LLM builders still spend alarming amounts of time hand-crafting prompts. It's fragile, unscalable, and—once you need chains, memory, or error recovery—downright painful. DSPy flips that workflow on its head: write declarative signatures, then let an optimizer learn the best prompts and examples. Think ORM versus raw SQL, but for language models.

What a Signature Looks Like

Here's the same QA task in both paradigms. Try editing the inputs below to see how each approach handles different contexts and questions:

Context + Question (try editing either field)

Traditional Prompting

DSPy Signature

Why Signatures Beat Strings

A signature is metadata. Because DSPy can see the structure, it can:

Generate few-shot examples automatically from your training data
Apply optimization algorithms like BootstrapFewShot, MIPRO, and BootstrapFewShotWithRandomSearch
Swap underlying models without touching a single prompt string
Optimize entire pipelines end-to-end rather than individual components in isolation

The Optimization Advantage

Traditional prompt engineering doesn't scale.

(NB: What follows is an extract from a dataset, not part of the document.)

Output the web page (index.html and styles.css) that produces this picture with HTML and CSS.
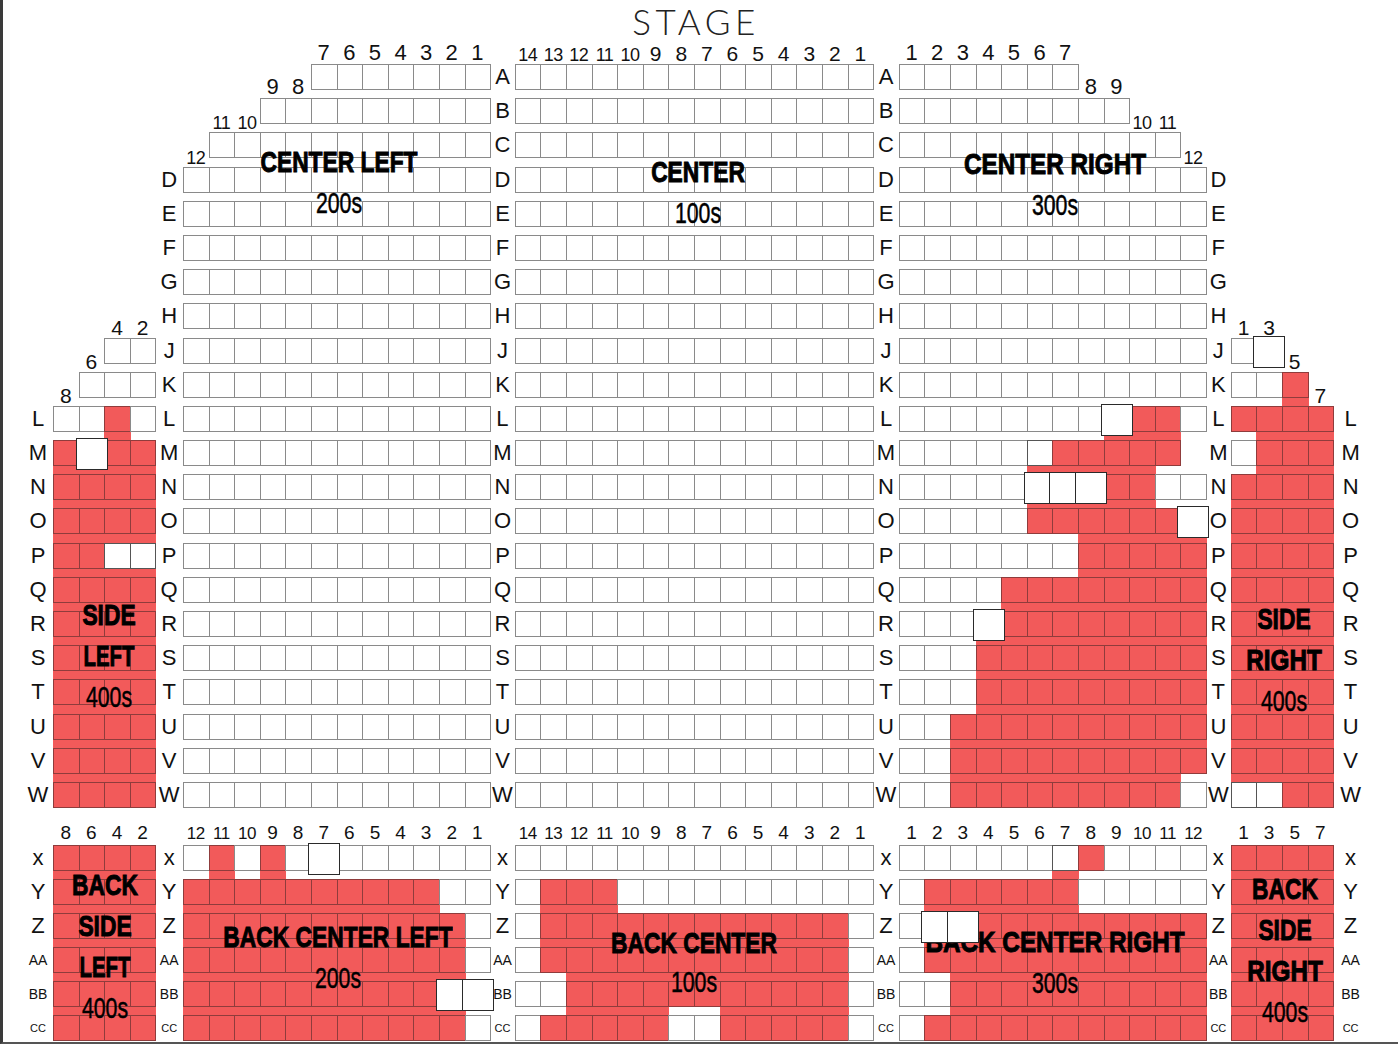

You manually tune prompts for one model, then start over when switching to another. DSPy's optimizers solve this by treating prompts as learnable parameters:

# Define your pipeline once
class MultiHopQA(dspy.Module):
    def __init__(self):
        self.retrieve = dspy.Retrieve(k=3)
        self.generate_query = dspy.ChainOfThought("context, question -> search_query")
        self.generate_answer = dspy.ChainOfThought("context, question -> answer")

# Optimize for any model or dataset
optimizer = dspy.BootstrapFewShot(metric=exact_match)
compiled_qa = optimizer.compile(MultiHopQA(), trainset=train_examples)

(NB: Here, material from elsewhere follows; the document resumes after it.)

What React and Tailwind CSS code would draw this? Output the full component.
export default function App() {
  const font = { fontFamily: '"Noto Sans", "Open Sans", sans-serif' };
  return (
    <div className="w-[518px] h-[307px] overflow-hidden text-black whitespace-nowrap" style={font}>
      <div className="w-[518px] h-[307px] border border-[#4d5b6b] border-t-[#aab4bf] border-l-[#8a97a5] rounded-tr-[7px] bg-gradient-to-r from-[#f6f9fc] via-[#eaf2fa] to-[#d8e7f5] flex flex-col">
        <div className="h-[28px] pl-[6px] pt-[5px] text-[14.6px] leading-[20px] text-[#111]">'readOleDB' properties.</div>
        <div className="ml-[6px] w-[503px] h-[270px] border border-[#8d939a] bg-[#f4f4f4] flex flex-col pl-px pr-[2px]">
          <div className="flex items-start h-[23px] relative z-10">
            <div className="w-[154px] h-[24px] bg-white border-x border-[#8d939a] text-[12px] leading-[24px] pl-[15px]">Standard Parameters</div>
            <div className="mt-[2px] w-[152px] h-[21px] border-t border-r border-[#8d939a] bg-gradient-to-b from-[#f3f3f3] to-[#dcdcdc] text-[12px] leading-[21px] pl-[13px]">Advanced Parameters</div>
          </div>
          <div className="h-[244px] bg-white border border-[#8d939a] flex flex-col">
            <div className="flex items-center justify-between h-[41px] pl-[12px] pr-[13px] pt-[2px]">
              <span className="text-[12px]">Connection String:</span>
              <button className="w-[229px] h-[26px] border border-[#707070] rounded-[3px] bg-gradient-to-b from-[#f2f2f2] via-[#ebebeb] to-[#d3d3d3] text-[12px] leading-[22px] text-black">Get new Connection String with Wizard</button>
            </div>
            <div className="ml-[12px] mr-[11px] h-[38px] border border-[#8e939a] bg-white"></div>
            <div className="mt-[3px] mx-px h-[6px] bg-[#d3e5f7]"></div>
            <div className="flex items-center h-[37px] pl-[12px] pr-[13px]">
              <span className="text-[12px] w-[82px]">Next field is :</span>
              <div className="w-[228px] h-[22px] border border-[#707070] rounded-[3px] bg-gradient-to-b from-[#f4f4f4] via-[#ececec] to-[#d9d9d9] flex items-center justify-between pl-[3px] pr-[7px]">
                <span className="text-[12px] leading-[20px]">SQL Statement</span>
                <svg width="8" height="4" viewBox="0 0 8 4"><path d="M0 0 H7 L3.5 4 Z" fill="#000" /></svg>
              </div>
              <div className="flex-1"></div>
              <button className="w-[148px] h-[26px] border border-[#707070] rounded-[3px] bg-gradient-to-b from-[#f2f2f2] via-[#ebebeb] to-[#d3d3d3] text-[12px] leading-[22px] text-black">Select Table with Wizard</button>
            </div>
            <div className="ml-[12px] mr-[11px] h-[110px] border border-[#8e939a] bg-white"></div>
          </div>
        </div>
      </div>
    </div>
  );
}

This means you can define your pipeline once and then optimize it for different models, datasets, or performance metrics without rewriting prompts manually.

Real-World Impact

I've been experimenting with DSPy for document analysis tasks, and the results have been encouraging. The ability to chain multiple reasoning steps while maintaining optimization across the entire pipeline has proven particularly valuable. Instead of manually tuning each step in isolation, DSPy allows optimization of the entire flow end-to-end.

One area where DSPy shines is in complex reasoning tasks that require multiple steps. Traditional approaches often struggle with maintaining consistency across a pipeline when individual prompts are optimized in isolation. DSPy's holistic optimization approach addresses this by considering the entire workflow.

When Not to Use DSPy

"If the task fits in one prompt, keep it in one prompt."

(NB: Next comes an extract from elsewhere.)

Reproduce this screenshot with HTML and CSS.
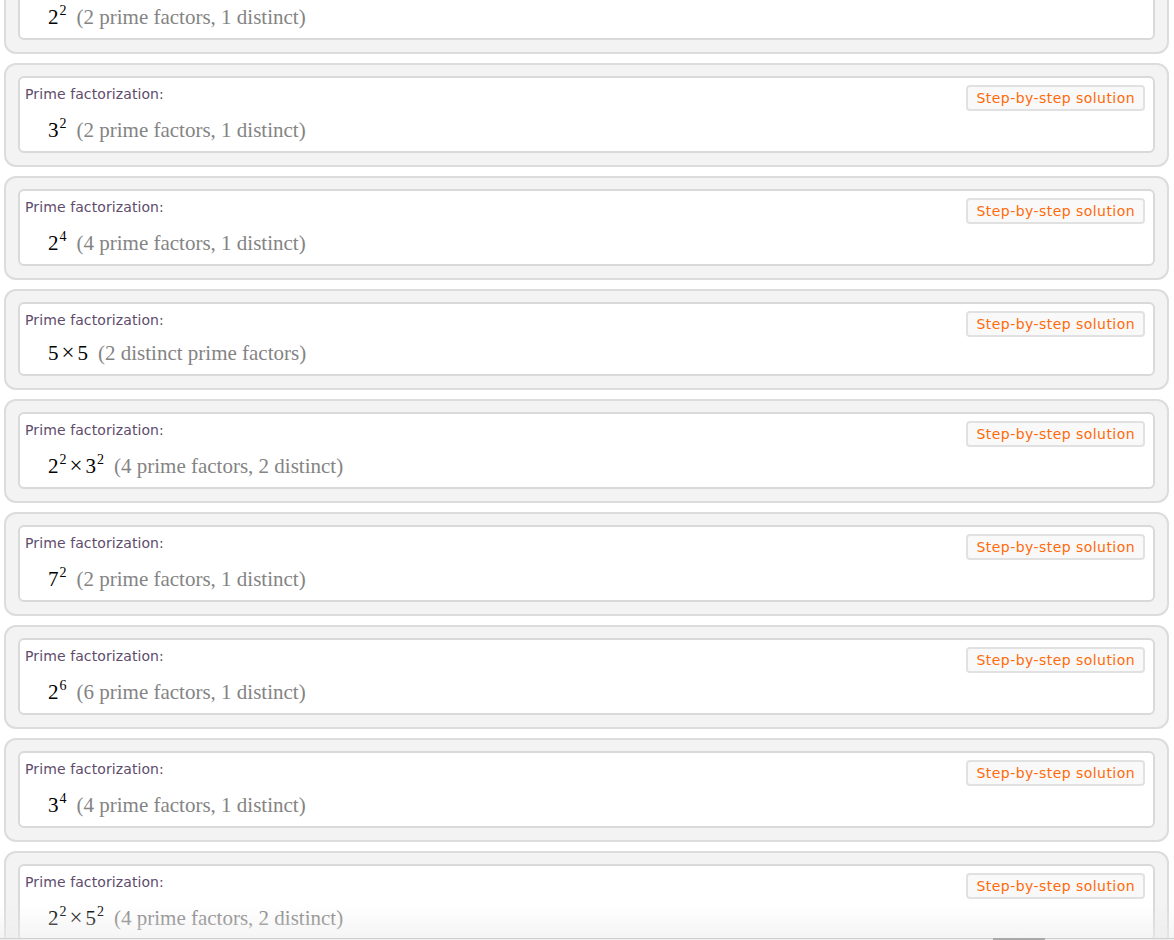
FILE: index.html
```html
<!DOCTYPE html>
<html>
<head>
<meta charset="utf-8">
<link rel="stylesheet" href="styles.css">
</head>
<body>
<div class="pods">
  <section class="pod">
    <div class="card">
      <div class="head"><span class="title">Prime factorization:</span><span class="step">Step-by-step solution</span></div>
      <div class="value">2<span class="sup">2</span><span class="note">(2 prime factors, 1 distinct)</span></div>
    </div>
  </section>
  <section class="pod">
    <div class="card">
      <div class="head"><span class="title">Prime factorization:</span><span class="step">Step-by-step solution</span></div>
      <div class="value">3<span class="sup">2</span><span class="note">(2 prime factors, 1 distinct)</span></div>
    </div>
  </section>
  <section class="pod">
    <div class="card">
      <div class="head"><span class="title">Prime factorization:</span><span class="step">Step-by-step solution</span></div>
      <div class="value">2<span class="sup">4</span><span class="note">(4 prime factors, 1 distinct)</span></div>
    </div>
  </section>
  <section class="pod">
    <div class="card">
      <div class="head"><span class="title">Prime factorization:</span><span class="step">Step-by-step solution</span></div>
      <div class="value plain">5<span class="times">×</span>5<span class="note">(2 distinct prime factors)</span></div>
    </div>
  </section>
  <section class="pod">
    <div class="card">
      <div class="head"><span class="title">Prime factorization:</span><span class="step">Step-by-step solution</span></div>
      <div class="value">2<span class="sup">2</span><span class="times">×</span>3<span class="sup">2</span><span class="note">(4 prime factors, 2 distinct)</span></div>
    </div>
  </section>
  <section class="pod">
    <div class="card">
      <div class="head"><span class="title">Prime factorization:</span><span class="step">Step-by-step solution</span></div>
      <div class="value">7<span class="sup">2</span><span class="note">(2 prime factors, 1 distinct)</span></div>
    </div>
  </section>
  <section class="pod">
    <div class="card">
      <div class="head"><span class="title">Prime factorization:</span><span class="step">Step-by-step solution</span></div>
      <div class="value">2<span class="sup">6</span><span class="note">(6 prime factors, 1 distinct)</span></div>
    </div>
  </section>
  <section class="pod">
    <div class="card">
      <div class="head"><span class="title">Prime factorization:</span><span class="step">Step-by-step solution</span></div>
      <div class="value">3<span class="sup">4</span><span class="note">(4 prime factors, 1 distinct)</span></div>
    </div>
  </section>
  <section class="pod">
    <div class="card">
      <div class="head"><span class="title">Prime factorization:</span><span class="step">Step-by-step solution</span></div>
      <div class="value">2<span class="sup">2</span><span class="times">×</span>5<span class="sup">2</span><span class="note">(4 prime factors, 2 distinct)</span></div>
    </div>
  </section>
</div>
<div class="fade"></div>
<div class="hscroll"><div class="thumb"></div></div>
</body>
</html>
```

FILE: styles.css
```css
html, body {
  margin: 0;
  padding: 0;
  background: #ffffff;
  overflow: hidden;
}

.pods {
  display: flex;
  flex-direction: column;
  gap: 9px;
  margin-top: -50px;
  padding: 0 5px 40px 4px;
}

.pod {
  background: #f3f3f3;
  border: 2px solid #dcdcdc;
  border-radius: 12px;
  padding: 11px 12px 12px 12px;
}

.card {
  background: #ffffff;
  border: 2px solid #d9d9d9;
  border-radius: 6px;
  padding: 7px 9px 9px 5px;
}

.head {
  display: flex;
  justify-content: space-between;
  align-items: flex-start;
}

.title {
  margin-top: 1px;
  font-family: "DejaVu Sans", sans-serif;
  font-size: 14px;
  line-height: 17px;
  letter-spacing: 0.1px;
  color: #5e4c6c;
}

.step {
  box-sizing: border-box;
  height: 26px;
  margin-right: -1px;
  padding: 0 8px;
  border: 2px solid #e1e1e1;
  border-radius: 4px;
  background: #f9f9f9;
  font-family: "DejaVu Sans", sans-serif;
  font-size: 14px;
  line-height: 22px;
  letter-spacing: 0.45px;
  color: #ff6a0a;
  white-space: nowrap;
}

.value {
  margin-top: 7px;
  padding-left: 23px;
  font-family: "Liberation Serif", "Times New Roman", serif;
  font-size: 21px;
  line-height: 24px;
  color: #000000;
}

.value.plain {
  margin-top: 4px;
}

.sup {
  font-size: 14px;
  line-height: 0;
  vertical-align: 9px;
  margin-left: 1px;
}

.times {
  margin: 0 3px 0 3px;
  font-size: 23px;
}

.note {
  margin-left: 10px;
  color: #848484;
}

.fade {
  position: fixed;
  left: 0;
  right: 0;
  bottom: 2px;
  height: 34px;
  background: linear-gradient(to bottom, rgba(240, 240, 240, 0), rgba(236, 236, 236, 0.55));
  pointer-events: none;
}

.hscroll {
  position: fixed;
  left: 0;
  right: 0;
  bottom: 0;
  height: 2px;
  background: #efefef;
  border-top: 1px solid #cfcfcf;
  box-sizing: border-box;
}

.thumb {
  position: absolute;
  left: 993px;
  top: -1px;
  width: 52px;
  height: 2px;
  background: #a9a9a9;
}
```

For simple, one-off queries, a well-crafted prompt is often faster to implement and debug. DSPy's value emerges when you need:

Multi-step pipelines with several LM calls
Robustness across different models or datasets
Systematic optimization and benchmarking
Team-shared, maintainable code

The learning curve is steeper than traditional prompting, and the optimization process can be computationally expensive for complex pipelines with large datasets.

The Road Ahead

As foundation models become more capable and ubiquitous, the tooling around them needs to evolve beyond simple prompting. DSPy represents an important step in this direction, offering a more systematic approach to building with language models.

Just as we moved from writing raw SQL to using ORMs in traditional software development, DSPy suggests a similar evolution in AI application development. As LLMs inch toward commodity status, leverage will come from tooling that reasons about prompts instead of forcing humans to craft them manually.

While it's still early days, DSPy points toward a future where building with foundation models is less about crafting the perfect prompt and more about defining clear objectives and letting the system optimize the details.

I'd be curious to hear about your experiences with any other systematic approaches to foundation model programming.